Btw, the game Euclidea on iOS is fun for that. You "discover" and prove concepts and progress through higher-orders of geometry proofs.


The point of the Geometry course in that curriculum is to teach the student how to do proofs. The Geometry itself is secondary.


Unfortunately this is typically done in a counterproductive way.

See http://jwilson.coe.uga.edu/TiMER/Schoenfeld%20(1988)%20Good%...


Beliefs 1–4 on page 151 are exactly what I thought about geometry until later in college. Thanks for the article, it's fascinating.


> Instead of learning that you can use shapes to do useful calculations like square roots

Huh?

You can easily draw shapes that conceptually represent square roots, but how do you get from that to calculating the square root? You'd need an infinitely-graded ruler.


All calculation is inherently imperfect. But if you want to have something of length sqrt(2) you can.


I'd say the opposite; the drawing is guaranteed to be imperfect, but the calculation won't be.


Calculation must always be imperfect, though. You can never perfectly calculate sqrt(2).

Geometric constructions do presume that you have a perfectly straight edge and perfectly rigid compass, though.


Can you perfectly calculate 1/6? sqrt(2) has a similar exact representation as a periodic "sequence"; its continued fraction is [1;2,2,2,2,2,...].

That's of limited use if you're trying to measure something, but in that case, conceptual representations are out (where the symbol √ and a picture of a square are equally valid), and you're choosing between a geometric approach where your accuracy is limited by the quality of your tools, or a symbolic approach where your accuracy is limited by how much accuracy you want.


Continued fractions require and infinite number of operations to be worked out, while periodic decimals are both finite in different bases and do not require any operations to decode.


Continued fractions require an infinite number of operations to be worked out if you want to be exact, but that's also true of periodic decimals.
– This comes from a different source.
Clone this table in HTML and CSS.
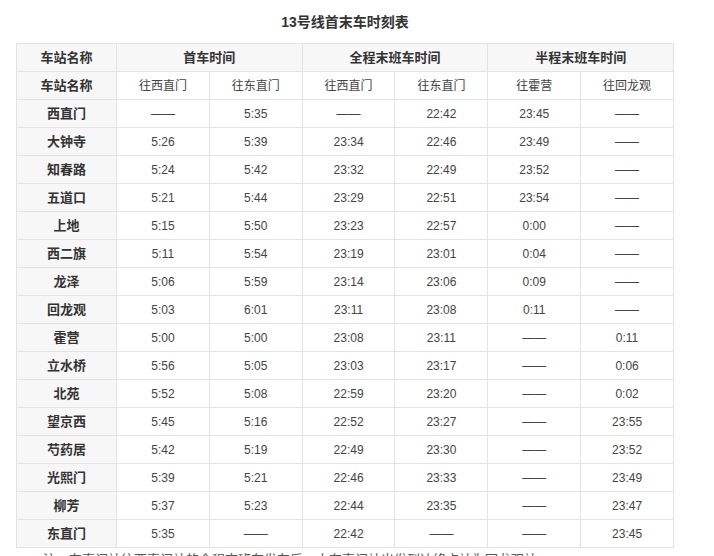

You can terminate a continued fraction anywhere and get a best rational approximation.


There's no contradiction here.

You can refine your real-world realization of a geometric construction by eg executing it bigger and bigger. (Or doing something more clever about the errors.)

Similarly, you can keep working on your calculation of sqrt(2) as a decimal number, and keep adding digits.


I don't think so. I was on the Calculus track in high school so we derived it in...Pre-Calculus.

Prior to that the quadratic formula was something that seemed to be handed down from on high. We used it in Algebra II and maybe even before that, but I had no idea where it came from.

It was a mind-opening experience when we derived it in class one day. Our teacher didn't ruin the surprise. She just said, let's complete the square on a general quadratic equation. And there it was. The quadratic formula!


> Our teacher didn't ruin the surprise. She just said, let's complete the square on a general quadratic equation.

How is this not ruining the surprise? The only possible outcomes of doing that are that (1) you make a mistake; or (2) you get a formula for solving quadratic equations. Quadratic equations have the same solutions regardless of your methodology, so there's only one formula you can get.


She did not tell us we were deriving the quadratic formula. I had no idea where she was going when she started the exercise.


Oh god, no. Not at all, especially in the US.


I can tell you how great my math education was. I don't even recall the quadratic formula or completing the square is. I'm almost certain they were part of the curriculum at some point.

I recall in later math course, notably calculus, the teacher assumed we we're familiar with some concept because we we're supposedly taught it the prior year, yet not a single student in the class could recall it having been taught before.


Are you sure? My teacher did that.

It doesn't take very long, and I can definitely see someone forgetting all about it.


I distinctly remember "accidentally" deriving it when I forgot the formula on a test; perhaps my proudest math moment (though really I was just scrambling apply any rule I could think of that got me closer to the vague form I remembered)

And then I got really annoyed that no one ever told me to do that before and started discounting teachers for years onwards.. probably to my own detriment.